お客様の装置設計の共通課題は⾼画質と⾃由度の確保です。UIS2対物レンズや結像レンズユニットがその共通課題を解決します。小型かつ軽量に設計されていることに加え、コンペンゼーションフリー(単独補正)方式で設計されています。これにより、市販レンズ部品等によるエンジニアリングなどの場合でも、視野周辺まで均質な画像を容易に維持できます。
顕微鏡装置組み込みのための光学設計
顕微鏡の結像光学系は、標本に近接して配置する「対物レンズ」と、対物レンズから射出された光を結像させる「結像レンズ」から構成されます。対物レンズと結像レンズの間には、光路分割のハーフミラーや蛍光観察のためのフィルター等を挿入するため、近年では対物レンズから射出する光は平行光(無限遠設計)とすることが一般的です。
一方、対物レンズを設計する際には高画質を得るための収差補正を行いますが、それには大きく2つの方式があります。コンペンゼーションフリー方式とコンペンゼーション方式です。
コンペンゼーション方式
コンペンゼーション方式とは、対物レンズで発生する収差を、結像レンズ側で打ち消しあう補正方法です。
コンペンゼーションフリー方式
コンペンゼーションフリー方式は、対物レンズ、結像レンズそれぞれが個々に収差補正を完結する方式です。
図1:コンペンゼーション方式による収差補正の仕組み。対物レンズと結像レンズが、収差を打ち消しあう働きをします。

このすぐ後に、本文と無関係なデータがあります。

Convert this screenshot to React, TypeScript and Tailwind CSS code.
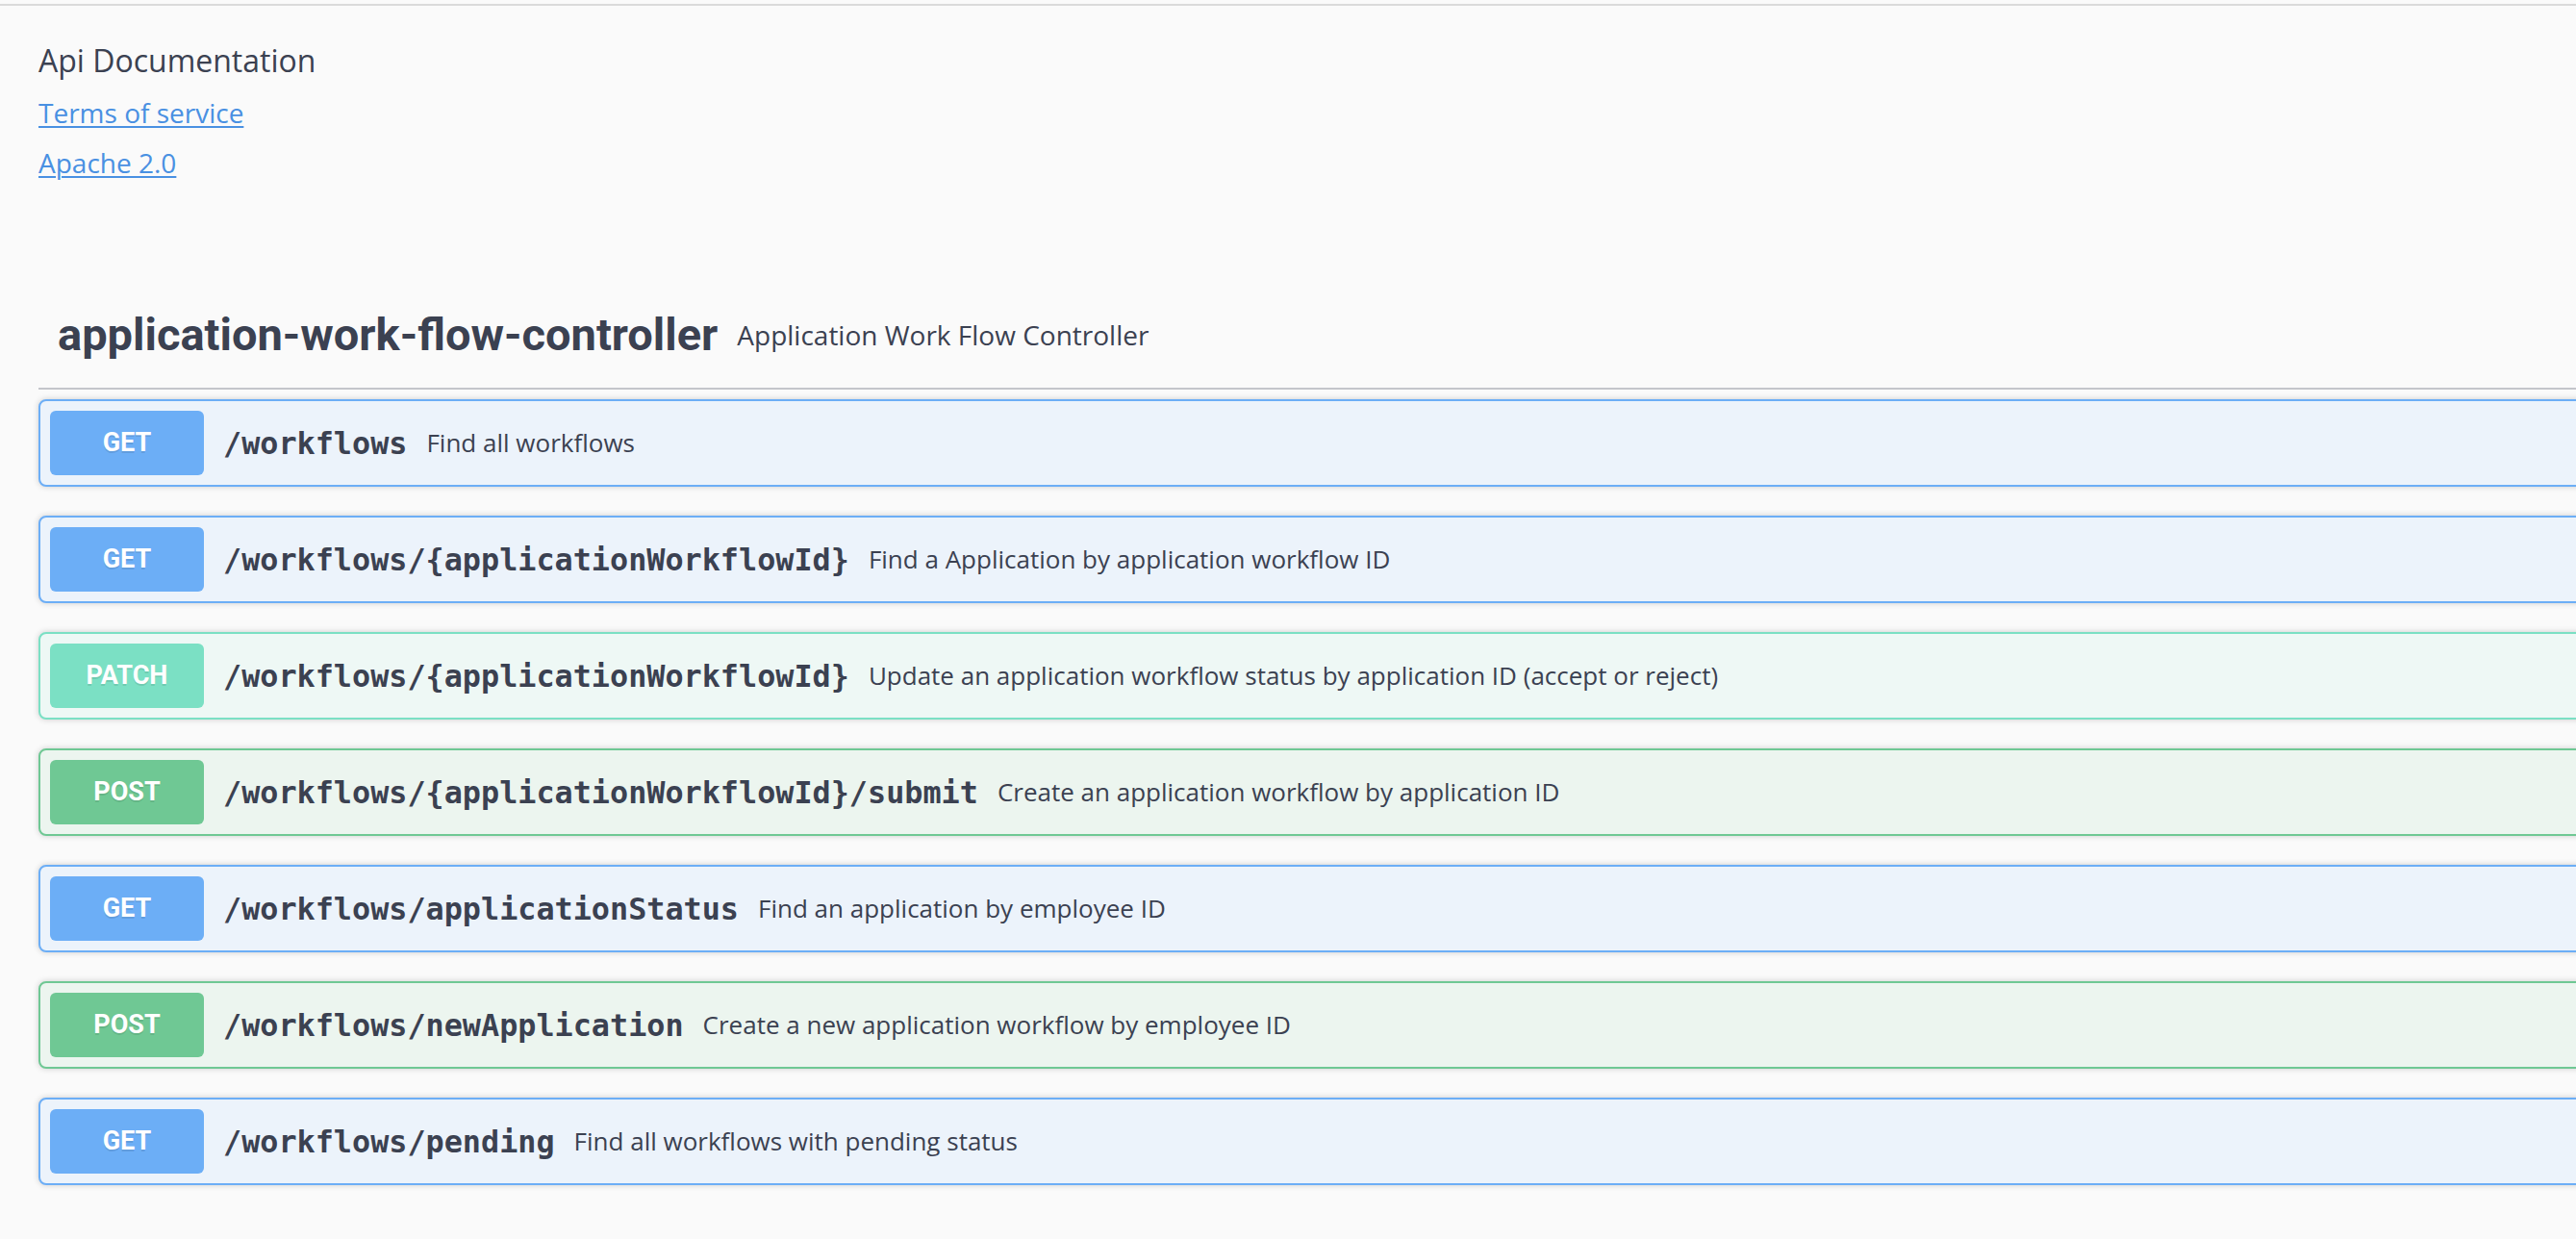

図2:コンペンゼーションフリー方式による収差補正の仕組み。対物レンズと結像レンズそれぞれが独立して収差を補正します。
コンペンゼーションフリー方式のメリット
対物レンズと結像レンズでコンペンゼーション方式で設計をしていると、例えば対物レンズだけを利用したい場合に不都合が生じます。以下図3は対物レンズを利用してレーザー光を標本へ導光している様子の模式図です。コンペンゼーションフリー方式を採用している場合、レーザー波長による影響を受けません。しかしコンペンゼーション方式を採用していると、対物レンズの収差が残存していますので、レーザー光を意図しない箇所へ照射してしまうことになります。
図3:レーザー導入時の設計方式による影響。
(a) コンペンゼーション方式では対物レンズの収差が残存しているため、レーザー光を意図しない箇所へ照射してしまうことになります。(b) コンペンゼーションフリー方式を採用している場合、レーザー波長による影響を受けません。
コンペンゼーションフリー方式の光学系を装置へ組み込むメリット
コンペンゼーションフリー方式の光学系を装置へ採用することは、装置に対して多くのメリットを生み出します。
- 対物レンズのみ採用したい場合でも、視野周辺まで色のにじみなどなく、きれいな画像を取得できます。
- 複数波長のレーザー導入の際、レーザー照射の位置精度を高めることができます。
オリンパスのUIS2対物レンズ・結像レンズはコンペンゼーションフリー方式を採用しています。特にX Lineは、400nmから1000nmまでの収差補正を行っており、広視野を高精細に、広波長域において利用できます。結像レンズも同様にコンペンゼーションフリー方式を採用し、単独でも利用できるように設計されています。
オリンパスのコンペンゼーションフリー方式の光学系の工夫が、あなたの装置へ安心をもたらします。